Ask the Expert: Julie Hilliard, Production Manager
We spoke to Julie Hilliard, Production Manager for our Finishing, Conversion and Distribution departments, about her time working at AW Hainsworth.
How did you get started at AW Hainsworth?
I started working here in 1995. At the time I had been working very long hours in shipping and exporting for a company in Yeadon with a two-bus commute, and I wanted a change. I saw an advertisement for a sales coordinator job in the Narrow Fabrics division at AW Hainsworth in the newspaper – this was in the olden days! – and the rest is history.
As sales coordinator I was responsible for taking orders from the customer and then going down to the mill to help plan them through. I ended up working for 15 years in sales for the technical felt side of the business, then moved to working on John Atkinson blankets and the interiors market. Eventually I began managing the customer service department, which encompassed the warehouse.
When customer service was restructured in 2015 I stepped away from sales but kept managing the warehouse, and my role expanded into running the conversion and dry finishing teams as well.
Did it help to have that prior experience of working in sales when you started managing production?
I think so. Because I had the commercial awareness of where our products were going, it helped me understand what the customer wants and the importance of lead times. Having actually been to piano factories and garment makers to see how our fabrics are used, I can talk to my teams more knowledgeably about where the product is going and its commercial value. My background in shipping and exports is also useful in running the warehouse. I think bringing the knowledge of both these worlds into the mill has helped everything gel together.
What does a typical day at AW Hainsworth look like?
Honestly 2 days are never the same here! Planning really is key. Every Monday I write a plan for each of the areas so that they know what’s coming down the pipeline, but I also have to be prepared to factor in any extra challenges or requests that may arise. Though it can be unpredictable, my approach is that if I’m prepared and the teams are prepared then we can aim to handle any extra work that comes our way.
Ultimately my job is to be a problem solver. I’m not very hands-on when it comes to the practical tasks – I can pack a blanket but that’s about it – but if there’s a crisis that needs solving, then it’s my job to pick it up and make sure my teams can keep carrying out their work successfully. I try to make sure that everyone is doing what they’re meant to be doing, that all the parts are there and that it’s running smoothly.
Is there any advice you would give someone who wanted to go into managing production and distribution?
You’ve got to be very focused and very driven. The work is quite relentless sometimes, but you can’t give up. As a manager you always have to be forward thinking. You can’t just be looking at the day-to-day – you need to look holistically at everything in your department and making sure the cogs are turning at all times. If there’s a little wobble over here, then you can’t let the whole thing fall down, you have to figure out how it can be fixed to get the orders out of the door on time. You need to be thorough with the processes and pay close attention to the details.

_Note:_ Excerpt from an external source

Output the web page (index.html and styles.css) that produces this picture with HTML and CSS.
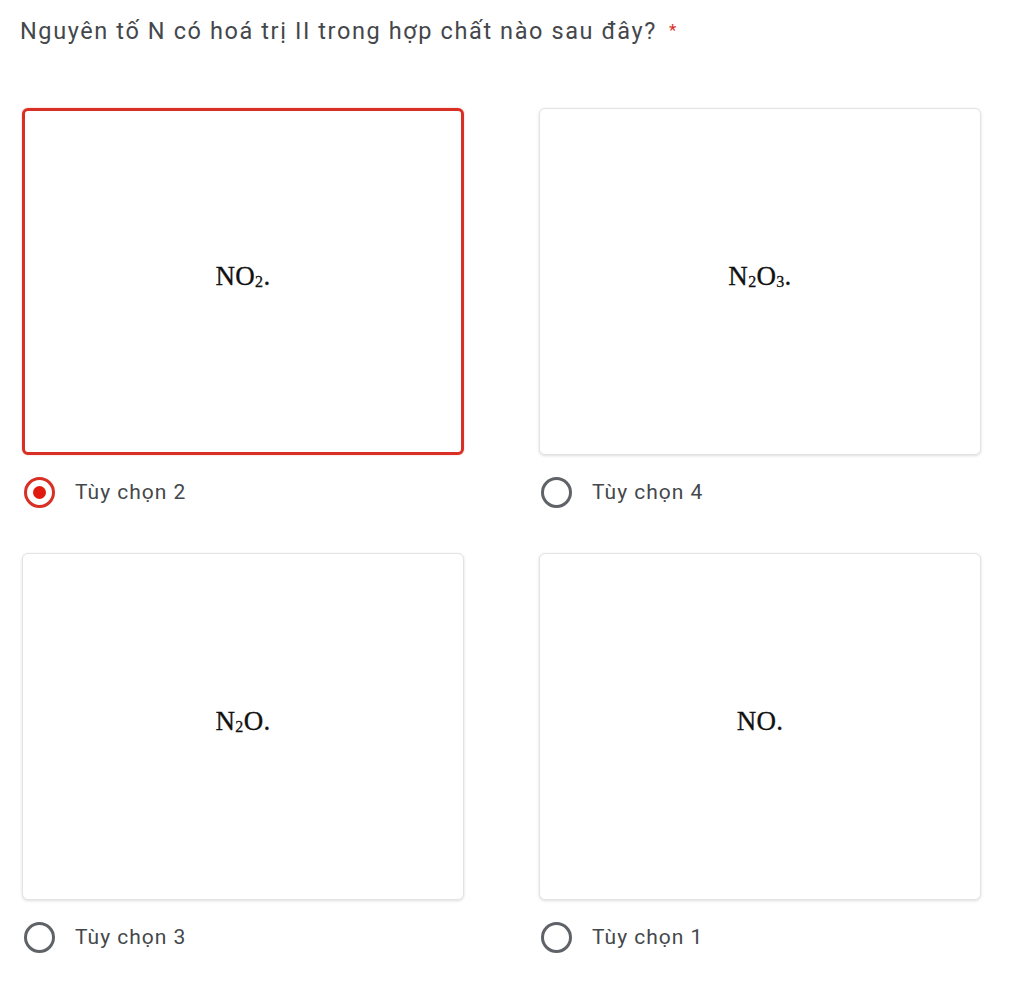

Getting people to feel comfortable talking to you and involving you is also really important. Over the years I’ve learned to become quite perceptive when people are struggling. Sometimes their problem might be as simple as a piece of tape not sticking to a box properly, but it’s still something that’s stopping them from being able to do their job. Even if someone gets upset or angry, if you get down to the root cause of it its usually because they’re frustrated about something that you can help them to solve.

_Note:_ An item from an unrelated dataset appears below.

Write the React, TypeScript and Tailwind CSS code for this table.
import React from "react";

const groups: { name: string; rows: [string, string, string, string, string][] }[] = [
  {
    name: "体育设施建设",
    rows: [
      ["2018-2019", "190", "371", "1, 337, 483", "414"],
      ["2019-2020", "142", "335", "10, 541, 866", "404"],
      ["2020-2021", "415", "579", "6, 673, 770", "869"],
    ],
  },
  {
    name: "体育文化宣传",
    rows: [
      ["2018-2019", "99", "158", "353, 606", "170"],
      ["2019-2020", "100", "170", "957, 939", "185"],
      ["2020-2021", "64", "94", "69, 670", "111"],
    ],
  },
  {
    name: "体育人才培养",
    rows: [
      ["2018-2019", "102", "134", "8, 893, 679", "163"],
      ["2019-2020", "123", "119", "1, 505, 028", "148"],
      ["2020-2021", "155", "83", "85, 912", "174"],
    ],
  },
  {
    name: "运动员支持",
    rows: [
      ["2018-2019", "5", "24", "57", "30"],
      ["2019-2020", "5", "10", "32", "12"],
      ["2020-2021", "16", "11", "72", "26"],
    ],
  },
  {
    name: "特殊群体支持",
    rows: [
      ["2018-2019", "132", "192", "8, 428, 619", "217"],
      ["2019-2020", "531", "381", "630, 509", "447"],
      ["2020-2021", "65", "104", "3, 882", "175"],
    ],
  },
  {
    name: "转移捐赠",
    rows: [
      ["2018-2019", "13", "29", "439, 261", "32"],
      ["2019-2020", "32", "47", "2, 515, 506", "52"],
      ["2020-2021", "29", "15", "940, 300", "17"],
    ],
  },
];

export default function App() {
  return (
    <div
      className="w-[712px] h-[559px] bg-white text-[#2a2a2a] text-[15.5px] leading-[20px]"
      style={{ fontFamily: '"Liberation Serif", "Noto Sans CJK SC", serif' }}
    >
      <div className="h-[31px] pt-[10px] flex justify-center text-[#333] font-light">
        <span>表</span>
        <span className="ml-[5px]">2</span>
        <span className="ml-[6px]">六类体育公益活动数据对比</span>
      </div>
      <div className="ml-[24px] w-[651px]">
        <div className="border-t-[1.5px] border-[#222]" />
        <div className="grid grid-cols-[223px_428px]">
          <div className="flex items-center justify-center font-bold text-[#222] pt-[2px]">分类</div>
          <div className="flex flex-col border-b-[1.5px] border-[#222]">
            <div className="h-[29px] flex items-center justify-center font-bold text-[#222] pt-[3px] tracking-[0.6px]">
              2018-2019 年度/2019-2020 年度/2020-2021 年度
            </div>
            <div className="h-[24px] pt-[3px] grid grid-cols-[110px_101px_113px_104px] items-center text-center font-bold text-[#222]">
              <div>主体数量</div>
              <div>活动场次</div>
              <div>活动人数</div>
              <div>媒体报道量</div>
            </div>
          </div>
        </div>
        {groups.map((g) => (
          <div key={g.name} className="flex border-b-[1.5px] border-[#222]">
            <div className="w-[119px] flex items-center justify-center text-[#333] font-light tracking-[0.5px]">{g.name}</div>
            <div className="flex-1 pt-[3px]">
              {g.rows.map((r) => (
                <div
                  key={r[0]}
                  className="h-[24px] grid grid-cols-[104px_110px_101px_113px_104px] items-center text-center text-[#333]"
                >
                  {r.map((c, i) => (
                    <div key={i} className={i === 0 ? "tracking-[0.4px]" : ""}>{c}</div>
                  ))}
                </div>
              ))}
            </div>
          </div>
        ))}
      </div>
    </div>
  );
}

I don’t ever want anyone to think they can’t come to me to ask a question or help with a problem, no matter how daft they might think it is. People have to trust you – if they do then we all do a better job.
And you have to be a bit selfless as well. Even if you’re having a bad day you have to help the other person, because at the end of the day that person is important to the whole team’s success. Like I say, I’m not very practical – if I need a box building up at the last minute, I need my team to help me send that box out just as much as they need me. It’s an exchange of skills, and it’s all about respecting each other and working together as a team.
What’s your favourite product to work with?
I really like the technical products, particularly the piano felt, and the ceremonial cloth worn by the Queen’s Guards. One of my favourite things in the mill is seeing a Doeskin coming over a perch – if the light catches it in the right way it shimmers, and it takes your breath away.
What do you like about working at AW Hainsworth?
I think the reason I’ve been here 27 years is because there’s always something different, I’m always learning new things. Everybody here has taught me something about how we make our different products and how these are used by our customers. There’s no such thing as a daft question, no one ever patronises you here.
I also love being part of the heritage of the company, I feel very proud to work here. No matter how many years I’ve been at AW Hainsworth, I still see something like the Trooping of the Colour on TV and think, wow! We all got that fabric through our mill!
Finally: what interests you outside of work?
I really love learning – I’ve done quite a few management courses. I got my BTEC and my HNC, and then in 2016 I started my BSc in Business Management and Leadership at the University of Leeds. I’d always wanted to go to university, and I passed with a first-class honours the month of my 50th birthday.
But now, I’m a bit studied out! At the weekends my husband and I like to walk in the countryside or at the coast with our basset hound. My boys and their partners come round for a Sunday roast most weekends, so we have quite a full house!